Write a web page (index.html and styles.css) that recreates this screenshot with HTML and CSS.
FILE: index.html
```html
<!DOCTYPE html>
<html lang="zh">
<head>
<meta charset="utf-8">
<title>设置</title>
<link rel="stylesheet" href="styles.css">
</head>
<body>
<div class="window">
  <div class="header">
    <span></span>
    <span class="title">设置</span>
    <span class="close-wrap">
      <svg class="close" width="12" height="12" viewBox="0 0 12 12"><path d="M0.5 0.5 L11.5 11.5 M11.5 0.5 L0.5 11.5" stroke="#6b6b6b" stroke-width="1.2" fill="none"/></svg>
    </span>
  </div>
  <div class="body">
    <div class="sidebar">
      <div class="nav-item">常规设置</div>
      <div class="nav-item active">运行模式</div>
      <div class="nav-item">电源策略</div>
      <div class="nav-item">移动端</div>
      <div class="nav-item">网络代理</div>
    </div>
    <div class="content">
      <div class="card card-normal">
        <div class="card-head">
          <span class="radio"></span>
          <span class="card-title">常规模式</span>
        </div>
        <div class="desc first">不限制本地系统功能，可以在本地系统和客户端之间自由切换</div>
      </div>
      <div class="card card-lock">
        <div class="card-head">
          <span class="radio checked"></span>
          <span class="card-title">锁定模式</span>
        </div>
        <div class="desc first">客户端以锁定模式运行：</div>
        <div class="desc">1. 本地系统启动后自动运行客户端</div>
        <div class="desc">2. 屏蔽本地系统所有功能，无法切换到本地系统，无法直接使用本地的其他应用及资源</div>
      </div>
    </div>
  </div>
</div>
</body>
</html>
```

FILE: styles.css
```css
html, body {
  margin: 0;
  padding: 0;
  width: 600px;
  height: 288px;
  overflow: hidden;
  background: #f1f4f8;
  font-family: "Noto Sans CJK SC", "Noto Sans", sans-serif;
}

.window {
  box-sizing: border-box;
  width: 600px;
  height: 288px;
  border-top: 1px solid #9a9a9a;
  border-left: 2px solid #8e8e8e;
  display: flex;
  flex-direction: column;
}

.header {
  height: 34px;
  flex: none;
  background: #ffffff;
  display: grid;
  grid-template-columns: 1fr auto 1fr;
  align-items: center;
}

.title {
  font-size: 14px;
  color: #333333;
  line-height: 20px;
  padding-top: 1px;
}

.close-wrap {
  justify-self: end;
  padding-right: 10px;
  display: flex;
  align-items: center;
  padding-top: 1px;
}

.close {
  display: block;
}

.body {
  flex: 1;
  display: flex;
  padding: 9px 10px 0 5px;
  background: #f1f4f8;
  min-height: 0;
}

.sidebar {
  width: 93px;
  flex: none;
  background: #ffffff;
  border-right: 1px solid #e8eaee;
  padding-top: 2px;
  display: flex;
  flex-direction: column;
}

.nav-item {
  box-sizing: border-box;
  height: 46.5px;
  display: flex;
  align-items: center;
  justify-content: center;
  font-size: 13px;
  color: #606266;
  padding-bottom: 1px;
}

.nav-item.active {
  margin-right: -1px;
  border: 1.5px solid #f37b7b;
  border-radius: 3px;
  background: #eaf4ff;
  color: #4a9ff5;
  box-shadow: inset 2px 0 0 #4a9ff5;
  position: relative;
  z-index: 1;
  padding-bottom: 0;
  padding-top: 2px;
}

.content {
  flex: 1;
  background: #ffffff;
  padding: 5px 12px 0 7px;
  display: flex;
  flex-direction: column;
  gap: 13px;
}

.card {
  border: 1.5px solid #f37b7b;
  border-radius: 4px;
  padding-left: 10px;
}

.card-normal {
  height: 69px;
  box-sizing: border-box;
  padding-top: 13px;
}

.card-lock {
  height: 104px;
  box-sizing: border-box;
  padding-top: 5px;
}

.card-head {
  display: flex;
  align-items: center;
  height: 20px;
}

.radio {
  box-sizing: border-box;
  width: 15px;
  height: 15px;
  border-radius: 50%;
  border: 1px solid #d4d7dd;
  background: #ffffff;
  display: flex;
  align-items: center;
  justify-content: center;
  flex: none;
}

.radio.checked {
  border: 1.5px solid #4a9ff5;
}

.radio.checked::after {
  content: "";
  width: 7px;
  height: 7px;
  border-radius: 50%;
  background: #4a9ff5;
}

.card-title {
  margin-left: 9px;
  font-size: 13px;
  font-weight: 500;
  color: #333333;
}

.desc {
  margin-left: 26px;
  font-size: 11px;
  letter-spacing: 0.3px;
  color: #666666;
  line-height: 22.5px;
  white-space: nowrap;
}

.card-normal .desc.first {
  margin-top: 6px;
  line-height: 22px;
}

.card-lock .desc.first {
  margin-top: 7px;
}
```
◇ ◇ ◇ ◇ ◇
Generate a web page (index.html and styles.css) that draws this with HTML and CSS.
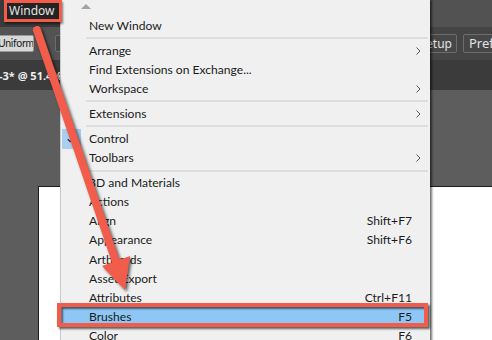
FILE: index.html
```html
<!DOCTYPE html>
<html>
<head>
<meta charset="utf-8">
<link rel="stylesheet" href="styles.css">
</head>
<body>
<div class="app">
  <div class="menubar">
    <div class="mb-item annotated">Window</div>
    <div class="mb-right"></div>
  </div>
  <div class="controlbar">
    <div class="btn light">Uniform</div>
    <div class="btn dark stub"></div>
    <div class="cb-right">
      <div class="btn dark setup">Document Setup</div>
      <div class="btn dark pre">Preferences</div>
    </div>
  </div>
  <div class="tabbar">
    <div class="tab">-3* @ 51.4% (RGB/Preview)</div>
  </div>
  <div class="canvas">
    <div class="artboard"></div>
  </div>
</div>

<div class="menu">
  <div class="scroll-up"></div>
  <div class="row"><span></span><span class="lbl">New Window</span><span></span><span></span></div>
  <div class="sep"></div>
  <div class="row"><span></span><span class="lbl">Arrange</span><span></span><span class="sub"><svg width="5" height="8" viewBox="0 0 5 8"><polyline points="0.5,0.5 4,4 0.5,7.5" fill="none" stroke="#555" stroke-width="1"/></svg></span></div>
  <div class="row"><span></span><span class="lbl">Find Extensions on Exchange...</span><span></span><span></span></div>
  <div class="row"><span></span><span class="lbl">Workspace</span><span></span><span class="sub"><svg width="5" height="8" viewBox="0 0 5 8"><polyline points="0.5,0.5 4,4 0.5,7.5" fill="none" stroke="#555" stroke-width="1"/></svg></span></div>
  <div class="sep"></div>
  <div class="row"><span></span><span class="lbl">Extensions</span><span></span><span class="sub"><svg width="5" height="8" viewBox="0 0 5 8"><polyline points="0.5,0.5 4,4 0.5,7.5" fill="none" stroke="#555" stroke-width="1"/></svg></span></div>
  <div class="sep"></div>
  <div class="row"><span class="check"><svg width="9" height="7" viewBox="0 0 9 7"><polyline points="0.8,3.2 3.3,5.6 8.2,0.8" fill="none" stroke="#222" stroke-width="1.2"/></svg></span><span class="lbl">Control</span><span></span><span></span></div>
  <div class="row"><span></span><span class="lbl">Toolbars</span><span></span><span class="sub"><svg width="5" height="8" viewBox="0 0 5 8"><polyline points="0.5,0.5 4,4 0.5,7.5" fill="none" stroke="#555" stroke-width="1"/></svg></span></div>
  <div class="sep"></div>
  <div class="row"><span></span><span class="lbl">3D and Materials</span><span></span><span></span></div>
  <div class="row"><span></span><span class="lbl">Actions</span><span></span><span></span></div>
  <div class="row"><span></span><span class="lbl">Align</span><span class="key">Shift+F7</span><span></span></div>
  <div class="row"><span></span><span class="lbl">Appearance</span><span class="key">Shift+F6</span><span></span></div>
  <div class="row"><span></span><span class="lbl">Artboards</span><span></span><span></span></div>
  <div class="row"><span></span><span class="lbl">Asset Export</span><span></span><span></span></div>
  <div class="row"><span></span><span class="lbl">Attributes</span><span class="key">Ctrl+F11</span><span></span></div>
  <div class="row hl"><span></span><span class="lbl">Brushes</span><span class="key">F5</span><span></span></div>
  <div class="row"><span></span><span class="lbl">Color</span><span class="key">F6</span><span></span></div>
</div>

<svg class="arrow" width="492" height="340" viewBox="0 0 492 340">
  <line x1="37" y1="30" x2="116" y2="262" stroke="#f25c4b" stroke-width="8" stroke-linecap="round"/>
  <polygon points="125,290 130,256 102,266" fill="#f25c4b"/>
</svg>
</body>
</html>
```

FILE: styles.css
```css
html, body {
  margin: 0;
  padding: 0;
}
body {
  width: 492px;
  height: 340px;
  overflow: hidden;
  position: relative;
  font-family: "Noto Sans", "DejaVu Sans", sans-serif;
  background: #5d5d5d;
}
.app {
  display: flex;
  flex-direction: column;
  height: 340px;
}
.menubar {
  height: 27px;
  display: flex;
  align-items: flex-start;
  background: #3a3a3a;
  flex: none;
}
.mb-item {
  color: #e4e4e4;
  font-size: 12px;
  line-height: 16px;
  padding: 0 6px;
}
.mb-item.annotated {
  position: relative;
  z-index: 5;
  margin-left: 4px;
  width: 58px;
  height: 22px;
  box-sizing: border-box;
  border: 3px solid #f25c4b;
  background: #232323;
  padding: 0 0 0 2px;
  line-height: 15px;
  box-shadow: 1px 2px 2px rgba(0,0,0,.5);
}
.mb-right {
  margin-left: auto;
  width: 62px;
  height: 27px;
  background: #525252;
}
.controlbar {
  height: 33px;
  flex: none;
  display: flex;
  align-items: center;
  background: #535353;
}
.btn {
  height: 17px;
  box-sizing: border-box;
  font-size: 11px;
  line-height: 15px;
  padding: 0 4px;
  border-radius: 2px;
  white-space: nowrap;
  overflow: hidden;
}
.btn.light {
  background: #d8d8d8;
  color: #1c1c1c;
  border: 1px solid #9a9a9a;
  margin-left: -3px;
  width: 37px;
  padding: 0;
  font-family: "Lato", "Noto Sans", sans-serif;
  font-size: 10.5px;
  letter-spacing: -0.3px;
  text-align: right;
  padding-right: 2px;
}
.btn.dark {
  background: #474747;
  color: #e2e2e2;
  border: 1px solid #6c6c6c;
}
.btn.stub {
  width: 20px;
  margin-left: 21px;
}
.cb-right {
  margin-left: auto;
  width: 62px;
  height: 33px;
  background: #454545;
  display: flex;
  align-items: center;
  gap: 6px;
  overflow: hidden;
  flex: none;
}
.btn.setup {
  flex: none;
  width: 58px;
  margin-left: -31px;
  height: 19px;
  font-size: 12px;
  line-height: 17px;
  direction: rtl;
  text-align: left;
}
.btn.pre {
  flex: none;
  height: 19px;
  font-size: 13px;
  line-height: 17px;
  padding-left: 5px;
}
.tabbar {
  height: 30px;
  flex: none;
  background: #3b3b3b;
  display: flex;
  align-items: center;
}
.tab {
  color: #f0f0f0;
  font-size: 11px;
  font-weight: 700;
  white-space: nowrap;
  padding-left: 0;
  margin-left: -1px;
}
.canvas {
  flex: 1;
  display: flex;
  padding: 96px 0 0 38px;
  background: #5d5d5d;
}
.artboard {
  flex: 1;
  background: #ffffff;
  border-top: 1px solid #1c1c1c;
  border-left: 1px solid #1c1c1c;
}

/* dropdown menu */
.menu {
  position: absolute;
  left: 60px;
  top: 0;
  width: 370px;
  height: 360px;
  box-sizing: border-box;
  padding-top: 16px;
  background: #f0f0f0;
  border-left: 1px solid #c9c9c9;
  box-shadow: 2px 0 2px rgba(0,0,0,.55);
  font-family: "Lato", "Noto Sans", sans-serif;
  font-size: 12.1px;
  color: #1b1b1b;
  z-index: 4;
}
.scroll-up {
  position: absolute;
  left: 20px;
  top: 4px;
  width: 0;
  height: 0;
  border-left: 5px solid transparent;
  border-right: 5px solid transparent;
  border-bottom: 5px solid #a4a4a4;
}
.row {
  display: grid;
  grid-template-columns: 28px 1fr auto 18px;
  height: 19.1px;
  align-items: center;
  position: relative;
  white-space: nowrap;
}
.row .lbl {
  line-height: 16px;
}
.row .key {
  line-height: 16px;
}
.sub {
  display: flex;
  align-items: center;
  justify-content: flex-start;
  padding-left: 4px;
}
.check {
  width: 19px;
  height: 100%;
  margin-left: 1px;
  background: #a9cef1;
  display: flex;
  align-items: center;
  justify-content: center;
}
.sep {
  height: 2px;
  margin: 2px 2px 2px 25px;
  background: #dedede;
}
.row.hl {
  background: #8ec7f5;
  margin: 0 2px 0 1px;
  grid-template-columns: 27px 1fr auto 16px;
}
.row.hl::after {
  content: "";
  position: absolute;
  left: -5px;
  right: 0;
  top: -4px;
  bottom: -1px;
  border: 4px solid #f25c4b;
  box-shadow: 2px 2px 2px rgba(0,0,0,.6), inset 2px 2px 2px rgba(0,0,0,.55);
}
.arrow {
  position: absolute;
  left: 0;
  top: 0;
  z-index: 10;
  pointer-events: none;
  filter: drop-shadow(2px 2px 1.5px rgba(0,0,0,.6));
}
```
◇ ◇ ◇ ◇ ◇
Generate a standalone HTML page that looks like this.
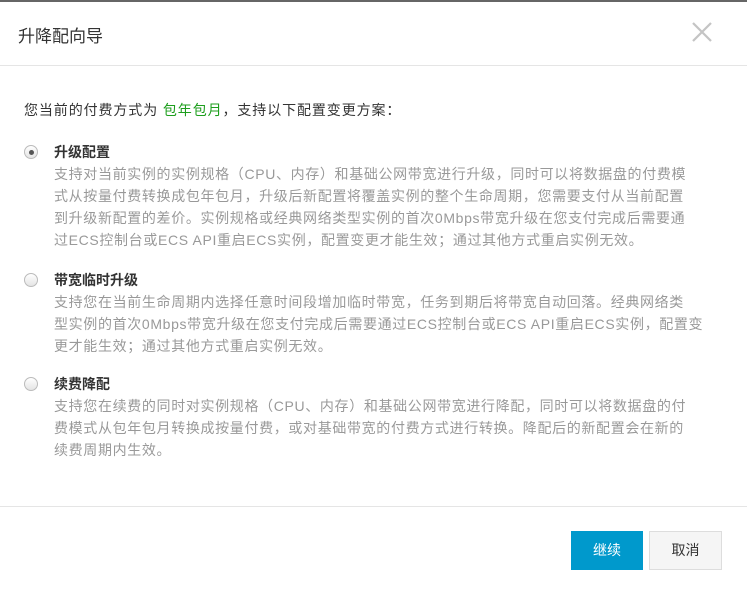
◇ ◇ ◇ ◇ ◇
From the records above, copy every line that holds the word "index".

*COMPLETE OUTPUT*.
Write a web page (index.html and styles.css) that recreates this screenshot with HTML and CSS.
FILE: index.html
  z-index: 1;
Generate a web page (index.html and styles.css) that draws this with HTML and CSS.
FILE: index.html
  z-index: 5;
  z-index: 4;
  z-index: 10;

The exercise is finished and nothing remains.